Assistant professor Ashutosh Saxena has come up with an algorithm that can predict if you're going to commit an error while driving. The computer can guess the driver's intentions a few seconds in advance by monitoring a driver's head movements and watching the road ahead. This can be lifesaving tool as it will help the driver take the safest course on road.

Cornell University professor, Saxena , who has jointly developed the system, explained that though there are many systems which work outside the vehicle, internal monitoring of the driver will be the next leap in ensuring automobile safety. Combining driver anticipation with radar or cameras to locate other vehicles, the car's safety system could warn the driver when the anticipated action could be dangerous. The warning might be a light, a sound or even a vibration.

Drawing on street maps and GPS information, the system also might give an "illegal turn" message if the driver was planning to turn the wrong way on a one-way street. To develop the system, Saxena and colleagues recorded video of 10 drivers, along with video of the road ahead, for 1,180 miles of freeway and city driving over a period of two months.

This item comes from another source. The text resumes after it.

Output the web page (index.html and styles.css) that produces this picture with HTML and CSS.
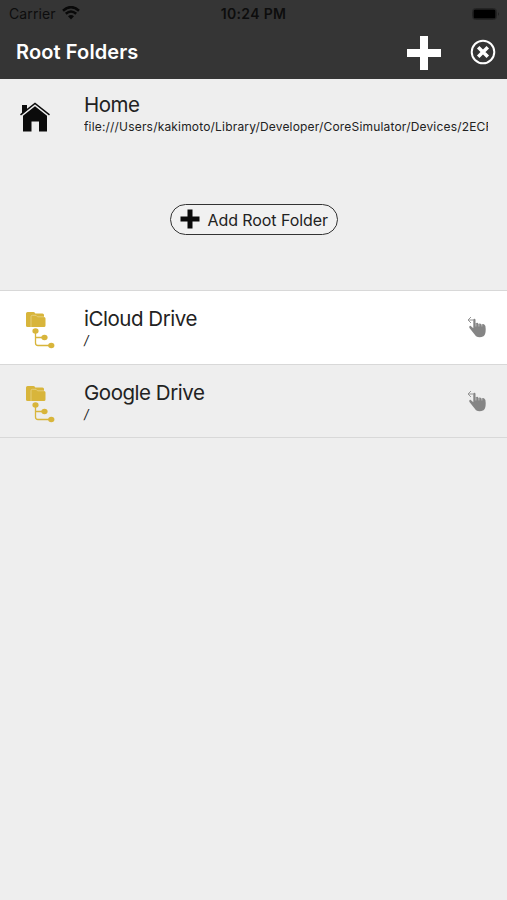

A computer using face detection and tracking software identified head movements and learned to associate them with turns and lane changes, so that the final system can anticipate possible actions the driver may take. The computer continuously reports its anticipations to the car's central safety system.

In a test against another data set of videos with different drivers, the system correctly predicted the driver's actions 77.4% of the time, anticipating an average 3.53 seconds in advance. Those few extra seconds might save lives, Saxena said. However, the system still needs refinement, the researchers noted.

The system will be demonstrated in a workshop on at the 2015 Robotic Science and Systems conference in Rome.